Addressing striking barristers in front of the supreme court in central London on Tuesday, Brimelow, who took over as CBA chair on Thursday, said the dispute could be settled in a couple of days if the government showed goodwill.
She said striking barristers shared the MoJ’s vision of a world-class criminal justice system, but added: “That vision cannot be realised without immediate investment into the people who actually are keeping the criminal justice going and not only keeping it going but delivering the high standards that we need in order to function as a civilised society and to function as a liberal democracy.

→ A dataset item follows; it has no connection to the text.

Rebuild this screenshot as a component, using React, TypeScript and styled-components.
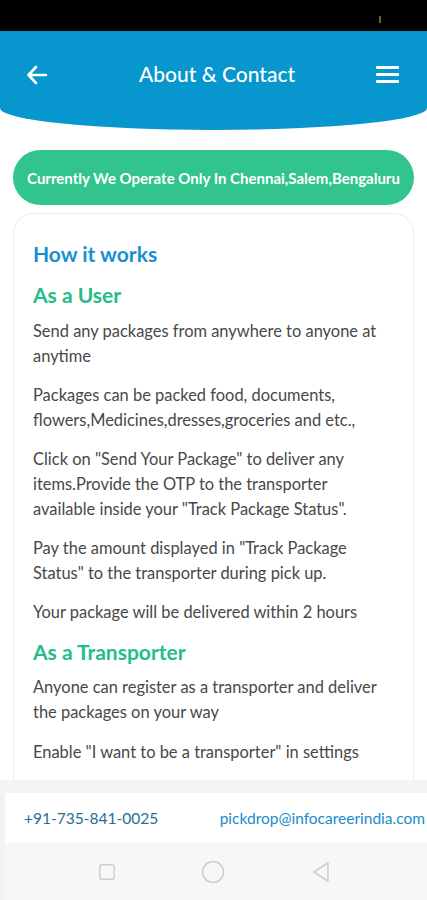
import React from "react";
import styled, { createGlobalStyle } from "styled-components";

const Global = createGlobalStyle`
  html, body { margin: 0; padding: 0; }
  body { width: 427px; height: 900px; overflow: hidden; font-family: Lato, "Open Sans", sans-serif; background: #fff; }
  * { box-sizing: border-box; }
`;

const Screen = styled.div`
  width: 427px;
  height: 900px;
  display: flex;
  flex-direction: column;
  background: #fff;
`;

const StatusBar = styled.div`
  height: 31px;
  flex: none;
  background: #000;
  position: relative;
`;

const StatusDot = styled.span`
  position: absolute;
  left: 379px;
  top: 16px;
  width: 2px;
  height: 7px;
  background: #6b6420;
`;

const Header = styled.header`
  flex: none;
  height: 99px;
  background: #0896cf;
  border-bottom-left-radius: 50% 22px;
  border-bottom-right-radius: 50% 22px;
  display: flex;
  align-items: center;
  justify-content: space-between;
  padding: 0 28px 12px 25px;
  color: #fff;
`;

const IconBtn = styled.div`
  width: 24px;
  height: 24px;
  display: flex;
  align-items: center;
  justify-content: center;
`;

const Title = styled.h1`
  margin: 0 0 2px 10px;
  font-size: 21px;
  font-weight: 500;
  line-height: 28px;
  color: #fff;
`;

const Content = styled.main`
  flex: 1;
  overflow: hidden;
  padding: 20px 13px 0;
  display: flex;
  flex-direction: column;
  gap: 8px;
`;

const Banner = styled.div`
  flex: none;
  height: 55px;
  border-radius: 28px;
  background: #31c48d;
  color: #fff;
  font-size: 15px;
  font-weight: 700;
  display: flex;
  align-items: center;
  justify-content: center;
  white-space: nowrap;
`;

const Card = styled.section`
  flex: none;
  border: 1px solid #ececec;
  border-radius: 20px;
  padding: 25px 30px 40px 19px;
`;

const Heading = styled.h2<{ $tone: "blue" | "green"; $gap: number }>`
  margin: 2px 0 ${(p) => p.$gap}px;
  font-size: 21px;
  font-weight: 700;
  line-height: 26px;
  color: ${(p) => (p.$tone === "blue" ? "#1a8fd0" : "#24bd85")};
`;

const Para = styled.p`
  margin: 0 0 14.5px;
  font-size: 16.45px;
  line-height: 24.8px;
  color: #484848;
`;

const Bottom = styled.div`
  flex: none;
  background: #f3f3f3;
  padding-top: 13px;
  padding-left: 5px;
`;

const Footer = styled.footer`
  height: 50px;
  background: #fff;
  display: flex;
  align-items: center;
  justify-content: space-between;
  padding: 0 2px 0 19px;
  font-size: 15.5px;
  white-space: nowrap;
`;

const Phone = styled.span`
  color: #246f96;
`;

const Email = styled.span`
  color: #1a8bcb;
`;

const NavBar = styled.nav`
  height: 57px;
  background: #f7f7f7;
  display: flex;
  align-items: center;
  justify-content: center;
  gap: 86px;
  padding-right: 2px;
`;

export default function App() {
  return (
    <Screen>
      <Global />
      <StatusBar>
        <StatusDot />
      </StatusBar>
      <Header>
        <IconBtn>
          <svg width="22" height="20" viewBox="0 0 22 20" fill="none" stroke="#fff" strokeWidth="2.6" strokeLinecap="round" strokeLinejoin="round">
            <path d="M20 10H3M10 2L2.5 10L10 18" />
          </svg>
        </IconBtn>
        <Title>About &amp; Contact</Title>
        <IconBtn>
          <svg width="23" height="17" viewBox="0 0 23 17" fill="#fff">
            <rect x="0" y="0" width="23" height="3" rx="1" />
            <rect x="0" y="7" width="23" height="3" rx="1" />
            <rect x="0" y="14" width="23" height="3" rx="1" />
          </svg>
        </IconBtn>
      </Header>
      <Content>
        <Banner>Currently We Operate Only In Chennai,Salem,Bengaluru</Banner>
        <Card>
          <Heading $tone="blue" $gap={15}>How it works</Heading>
          <Heading $tone="green" $gap={11}>As a User</Heading>
          <Para>Send any packages from anywhere to anyone at anytime</Para>
          <Para>Packages can be packed food, documents, flowers,Medicines,dresses,groceries and etc.,</Para>
          <Para>Click on "Send Your Package" to deliver any items.Provide the OTP to the transporter available inside your "Track Package Status".</Para>
          <Para>Pay the amount displayed in "Track Package Status" to the transporter during pick up.</Para>
          <Para>Your package will be delivered within 2 hours</Para>
          <Heading $tone="green" $gap={10}>As a Transporter</Heading>
          <Para>Anyone can register as a transporter and deliver the packages on your way</Para>
          <Para>Enable "I want to be a transporter" in settings</Para>
        </Card>
      </Content>
      <Bottom>
        <Footer>
          <Phone>+91-735-841-0025</Phone>
          <Email>pickdrop@infocareerindia.com</Email>
        </Footer>
        <NavBar>
          <svg width="16" height="16" viewBox="0 0 16 16" fill="none" stroke="#cfcfcf" strokeWidth="1.6">
            <rect x="0.8" y="0.8" width="14.4" height="14.4" rx="2" />
          </svg>
          <svg width="24" height="24" viewBox="0 0 24 24" fill="none" stroke="#cfcfcf" strokeWidth="1.6">
            <circle cx="12" cy="12" r="10.5" />
          </svg>
          <svg width="20" height="22" viewBox="0 0 20 22" fill="none" stroke="#cfcfcf" strokeWidth="1.6" strokeLinejoin="round">
            <path d="M17 2L3 11L17 20Z" />
          </svg>
        </NavBar>
      </Bottom>
    </Screen>
  );
}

“So we urge the new secretary of state and lord chancellor to meet us tomorrow and to open negotiations to resolve the crisis, which has not been of barristers’ making.”
Later on Tuesday, appearing before MPs on the justice committee to discuss the strike, Brimelow was asked by the chair, Bob Neill, what engagement there had been with Raab.

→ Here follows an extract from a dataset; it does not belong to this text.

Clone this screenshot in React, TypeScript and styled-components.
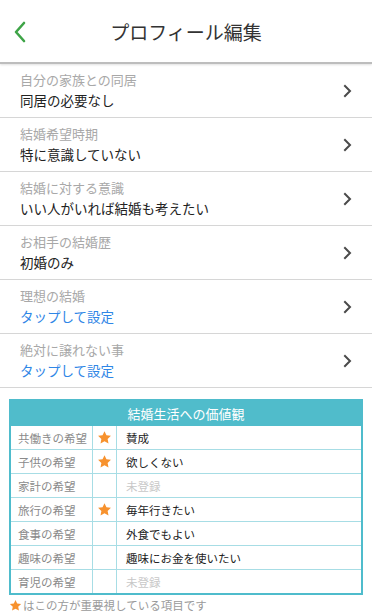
import React from 'react'
import styled, { createGlobalStyle } from 'styled-components'

const GlobalStyle = createGlobalStyle`
  html, body {
    margin: 0;
    padding: 0;
    background: #fff;
  }
  body {
    font-family: "Noto Sans CJK JP", "Noto Sans", sans-serif;
    color: #222;
  }
`

type Item = {
  label: string
  value: string
  unset?: boolean
}

const items: Item[] = [
  { label: '自分の家族との同居', value: '同居の必要なし' },
  { label: '結婚希望時期', value: '特に意識していない' },
  { label: '結婚に対する意識', value: 'いい人がいれば結婚も考えたい' },
  { label: 'お相手の結婚歴', value: '初婚のみ' },
  { label: '理想の結婚', value: 'タップして設定', unset: true },
  { label: '絶対に譲れない事', value: 'タップして設定', unset: true },
]

type ValueRow = {
  label: string
  star: boolean
  value: string
}

const values: ValueRow[] = [
  { label: '共働きの希望', star: true, value: '賛成' },
  { label: '子供の希望', star: true, value: '欲しくない' },
  { label: '家計の希望', star: false, value: '' },
  { label: '旅行の希望', star: true, value: '毎年行きたい' },
  { label: '食事の希望', star: false, value: '外食でもよい' },
  { label: '趣味の希望', star: false, value: '趣味にお金を使いたい' },
  { label: '育児の希望', star: false, value: '' },
]

const Star = ({ size = 15 }: { size?: number }) => (
  <svg width={size} height={size} viewBox="0 0 24 24">
    <path
      d="M12 1.8l3.1 6.6 7.2.9-5.3 5 1.4 7.1L12 17.9l-6.4 3.5 1.4-7.1-5.3-5 7.2-.9z"
      fill="#f7922e"
    />
  </svg>
)

const App = () => (
  <Page>
    <GlobalStyle />
    <Header>
      <BackButton>
        <svg width="14" height="22" viewBox="0 0 14 22">
          <path d="M11 2L3 11l8 9" fill="none" stroke="#3ea447" strokeWidth="2.6" strokeLinecap="round" strokeLinejoin="round" />
        </svg>
      </BackButton>
      <Title>プロフィール編集</Title>
    </Header>

    <List>
      {items.map((item, i) => (
        <Row key={`${item.label}_${i}`}>
          <RowText>
            <RowLabel>{item.label}</RowLabel>
            <RowValue $unset={item.unset}>{item.value}</RowValue>
          </RowText>
          <svg width="9" height="14" viewBox="0 0 9 14">
            <path d="M2 2l5 5-5 5" fill="none" stroke="#4a4a4a" strokeWidth="2" strokeLinecap="square" />
          </svg>
        </Row>
      ))}
    </List>

    <Card>
      <CardTitle>結婚生活への価値観</CardTitle>
      <Table>
        <tbody>
          {values.map((v, i) => (
            <tr key={`${v.label}_${i}`}>
              <LabelCell>{v.label}</LabelCell>
              <StarCell>{v.star && <Star />}</StarCell>
              <ValueCell $empty={!v.value}>{v.value || '未登録'}</ValueCell>
            </tr>
          ))}
        </tbody>
      </Table>
    </Card>
    <Note>
      <Star size={13} />
      はこの方が重要視している項目です
    </Note>
  </Page>
)

export default App

const Page = styled.div`
  width: 372px;
  height: 616px;
  overflow: hidden;
  background: #fff;
`

const Header = styled.header`
  position: relative;
  display: flex;
  align-items: center;
  justify-content: center;
  height: 62px;
  border-bottom: 2px solid #bdbdbd;
  box-shadow: 0 1px 2px rgba(0, 0, 0, 0.12);
`

const BackButton = styled.div`
  position: absolute;
  left: 13px;
  top: 21px;
  display: flex;
`

const Title = styled.h1`
  margin: 0;
  font-size: 19px;
  font-weight: 400;
  color: #333;
`

const List = styled.ul`
  list-style: none;
  margin: 0;
  padding: 0;
`

const Row = styled.li`
  display: flex;
  align-items: center;
  justify-content: space-between;
  height: 53px;
  padding: 0 20px 0 20px;
  border-bottom: 1px solid #d6d6d6;
`

const RowText = styled.div`
  display: flex;
  flex-direction: column;
  gap: 2px;
`

const RowLabel = styled.span`
  font-size: 13px;
  line-height: 18px;
  color: #a8a8a8;
`

const RowValue = styled.span<{ $unset?: boolean }>`
  font-size: 13.5px;
  line-height: 19px;
  color: ${({ $unset }) => ($unset ? '#2f86e6' : '#222')};
`

const Card = styled.section`
  margin: 11px 9px 0 9px;
  border: 2px solid #4fbccc;
`

const CardTitle = styled.div`
  height: 25px;
  display: flex;
  align-items: center;
  justify-content: center;
  background: #50bccb;
  color: #fff;
  font-size: 13px;
`

const Table = styled.table`
  width: 100%;
  border-collapse: collapse;
  table-layout: fixed;

  & td {
    height: 23px;
    padding: 0;
    border: 1px solid #a7dde5;
    font-size: 11.5px;
  }
  & tr:first-child td {
    border-top: none;
  }
  & tr:last-child td {
    border-bottom: none;
  }
  & td:first-child {
    border-left: none;
  }
  & td:last-child {
    border-right: none;
  }
`

const LabelCell = styled.td`
  width: 74px;
  padding-left: 7px !important;
  color: #8a8a8a;
`

const StarCell = styled.td`
  width: 23px;
  text-align: center;
  line-height: 0;
`

const ValueCell = styled.td<{ $empty?: boolean }>`
  padding-left: 9px !important;
  color: ${({ $empty }) => ($empty ? '#c8c8c8' : '#222')};
`

const Note = styled.p`
  display: flex;
  align-items: center;
  gap: 1px;
  margin: 2px 0 0 9px;
  font-size: 11.5px;
  color: #9a9a9a;
`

She answered: “There’s been none,” adding: “There’s been no operative meetings in order to discuss, to drill down, to find points of commonality to reach some agreement. There’s been nothing and we’ve been pushing for those meetings because none of the barristers actually want to not be in court. They’re all suffering as well, I should say, because they’re self employed … many are making very significant sacrifices.”

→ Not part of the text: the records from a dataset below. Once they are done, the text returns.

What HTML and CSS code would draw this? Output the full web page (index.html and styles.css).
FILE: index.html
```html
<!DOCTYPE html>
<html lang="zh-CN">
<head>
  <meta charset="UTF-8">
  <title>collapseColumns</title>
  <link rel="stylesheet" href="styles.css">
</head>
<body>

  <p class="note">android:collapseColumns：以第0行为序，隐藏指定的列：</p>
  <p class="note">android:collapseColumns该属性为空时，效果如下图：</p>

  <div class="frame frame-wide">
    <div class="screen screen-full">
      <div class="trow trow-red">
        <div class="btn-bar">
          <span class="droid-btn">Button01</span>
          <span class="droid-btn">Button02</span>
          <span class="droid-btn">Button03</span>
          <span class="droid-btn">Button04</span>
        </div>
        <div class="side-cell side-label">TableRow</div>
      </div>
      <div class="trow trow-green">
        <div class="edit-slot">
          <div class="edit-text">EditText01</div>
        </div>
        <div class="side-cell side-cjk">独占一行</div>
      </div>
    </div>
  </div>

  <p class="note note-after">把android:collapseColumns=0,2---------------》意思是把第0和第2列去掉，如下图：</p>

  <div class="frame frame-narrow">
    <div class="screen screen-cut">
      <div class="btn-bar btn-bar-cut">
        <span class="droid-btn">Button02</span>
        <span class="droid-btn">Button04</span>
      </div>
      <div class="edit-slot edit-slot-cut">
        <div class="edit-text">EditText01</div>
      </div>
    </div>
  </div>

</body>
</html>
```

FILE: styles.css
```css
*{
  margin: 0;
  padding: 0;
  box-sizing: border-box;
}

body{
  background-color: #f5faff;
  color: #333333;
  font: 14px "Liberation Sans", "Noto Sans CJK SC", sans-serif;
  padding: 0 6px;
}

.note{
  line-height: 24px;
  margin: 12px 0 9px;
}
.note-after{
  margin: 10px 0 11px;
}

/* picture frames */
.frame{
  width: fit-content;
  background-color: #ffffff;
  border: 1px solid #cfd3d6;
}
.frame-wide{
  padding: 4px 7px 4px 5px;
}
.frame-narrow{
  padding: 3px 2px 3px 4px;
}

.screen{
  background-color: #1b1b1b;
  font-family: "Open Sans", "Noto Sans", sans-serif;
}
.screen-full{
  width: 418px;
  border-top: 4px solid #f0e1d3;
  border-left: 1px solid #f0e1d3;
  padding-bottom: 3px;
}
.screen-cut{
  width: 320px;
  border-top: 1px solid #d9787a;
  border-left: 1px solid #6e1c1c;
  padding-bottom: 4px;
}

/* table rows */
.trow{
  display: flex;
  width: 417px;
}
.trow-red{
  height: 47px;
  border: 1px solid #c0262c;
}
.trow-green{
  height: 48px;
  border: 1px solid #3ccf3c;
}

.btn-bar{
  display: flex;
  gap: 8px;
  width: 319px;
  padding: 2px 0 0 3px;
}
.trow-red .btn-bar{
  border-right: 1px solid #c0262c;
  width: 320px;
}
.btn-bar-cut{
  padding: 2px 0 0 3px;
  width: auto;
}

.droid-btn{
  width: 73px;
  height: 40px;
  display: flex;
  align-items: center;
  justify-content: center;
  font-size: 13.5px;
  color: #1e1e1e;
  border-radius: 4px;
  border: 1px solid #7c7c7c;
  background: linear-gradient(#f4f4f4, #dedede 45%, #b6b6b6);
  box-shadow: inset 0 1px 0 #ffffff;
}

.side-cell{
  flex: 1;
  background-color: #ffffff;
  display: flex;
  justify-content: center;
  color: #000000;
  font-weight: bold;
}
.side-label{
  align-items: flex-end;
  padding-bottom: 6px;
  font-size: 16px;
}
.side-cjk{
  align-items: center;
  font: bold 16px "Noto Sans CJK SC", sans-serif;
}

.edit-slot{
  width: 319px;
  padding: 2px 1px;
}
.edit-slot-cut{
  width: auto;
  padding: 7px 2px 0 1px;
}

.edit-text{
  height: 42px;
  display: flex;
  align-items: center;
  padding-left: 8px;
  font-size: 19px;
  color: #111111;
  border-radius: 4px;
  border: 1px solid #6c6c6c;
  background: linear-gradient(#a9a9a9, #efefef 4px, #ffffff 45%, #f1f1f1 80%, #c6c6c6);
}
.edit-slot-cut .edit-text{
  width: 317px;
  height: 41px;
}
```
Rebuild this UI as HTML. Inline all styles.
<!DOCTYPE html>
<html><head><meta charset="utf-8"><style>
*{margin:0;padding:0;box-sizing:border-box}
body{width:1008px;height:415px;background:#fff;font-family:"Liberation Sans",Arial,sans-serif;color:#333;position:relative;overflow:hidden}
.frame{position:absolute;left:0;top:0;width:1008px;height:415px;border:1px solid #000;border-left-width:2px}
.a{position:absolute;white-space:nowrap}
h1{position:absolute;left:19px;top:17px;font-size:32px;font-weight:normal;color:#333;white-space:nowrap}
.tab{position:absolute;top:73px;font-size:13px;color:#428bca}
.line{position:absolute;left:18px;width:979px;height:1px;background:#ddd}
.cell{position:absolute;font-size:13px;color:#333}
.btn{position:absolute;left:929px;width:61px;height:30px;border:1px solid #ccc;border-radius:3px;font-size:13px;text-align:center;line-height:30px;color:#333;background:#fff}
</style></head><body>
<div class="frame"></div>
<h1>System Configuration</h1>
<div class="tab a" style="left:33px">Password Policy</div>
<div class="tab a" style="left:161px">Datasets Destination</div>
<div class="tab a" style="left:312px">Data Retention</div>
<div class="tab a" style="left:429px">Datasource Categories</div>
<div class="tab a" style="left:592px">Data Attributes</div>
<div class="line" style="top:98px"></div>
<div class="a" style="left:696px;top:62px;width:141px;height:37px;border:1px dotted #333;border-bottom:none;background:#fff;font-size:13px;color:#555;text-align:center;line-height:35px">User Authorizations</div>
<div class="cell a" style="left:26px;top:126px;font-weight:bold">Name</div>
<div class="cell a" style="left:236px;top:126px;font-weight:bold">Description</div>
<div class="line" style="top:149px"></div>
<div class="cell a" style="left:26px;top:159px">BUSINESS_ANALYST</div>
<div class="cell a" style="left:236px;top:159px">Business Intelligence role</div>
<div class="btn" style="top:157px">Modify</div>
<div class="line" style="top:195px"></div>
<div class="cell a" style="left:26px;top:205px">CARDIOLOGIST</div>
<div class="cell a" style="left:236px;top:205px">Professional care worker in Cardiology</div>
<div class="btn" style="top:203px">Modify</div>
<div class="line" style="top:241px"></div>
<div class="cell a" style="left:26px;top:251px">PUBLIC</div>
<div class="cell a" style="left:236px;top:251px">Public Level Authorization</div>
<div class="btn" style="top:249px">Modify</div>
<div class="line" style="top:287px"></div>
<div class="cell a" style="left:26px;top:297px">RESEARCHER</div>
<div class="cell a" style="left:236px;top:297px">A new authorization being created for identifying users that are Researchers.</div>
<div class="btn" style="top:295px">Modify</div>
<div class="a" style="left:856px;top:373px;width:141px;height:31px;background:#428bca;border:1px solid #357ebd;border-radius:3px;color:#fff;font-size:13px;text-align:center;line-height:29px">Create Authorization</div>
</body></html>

At the gathering opposite parliament, one of several taking part outside courts around the country, barristers spoke passionately about how stress, low pay and uncertain hours were driving advocates out of criminal practice. They warned that without change, women, people of colour and working-class barristers in particular would forgo the profession.
Anisha Kiri, whose parents fled war-torn Sri Lanka and who was called to the bar in 2020, said: “I ask myself all the time: ‘Why am I working so hard for so little? When can I pay my family back? When will I be able to buy a house?’ I’m so tired. Every case where I calculate how little I get paid for the amount of work I put in pushes me closer to quitting – I cannot go on.”
At the committee meeting, Alejandra Llorente Tascon, co-chair at the CBA young bar subcommittee, said she was paid £12,000 in her first year, declaring £4,000 to £5,000 on her tax return after expenses. “The fees are now so low that most … junior barristers are struggling to pay the student debt, are struggling to move out of their family homes, are struggling to pay travel and their general expenses to practise at the criminal bar,” she said.
Llorente Tascon said one of the biggest problems was that preparation work – outside courts – was unpaid, in a job in which there was no work-life balance. She said she had heard of one barristers’ chambers where out of six pupils (student barristers) five “did not complete their pupilage because they could not afford to stay at the criminal bar”, adding: “The one pupil that stayed, stayed for three months and then realised that they couldn’t afford it so they left.”
The MoJ has called the strike “irresponsible” and said it would harm victims. It claims the 15% fee increase will add about £7,000 to a typical barrister’s annual earnings.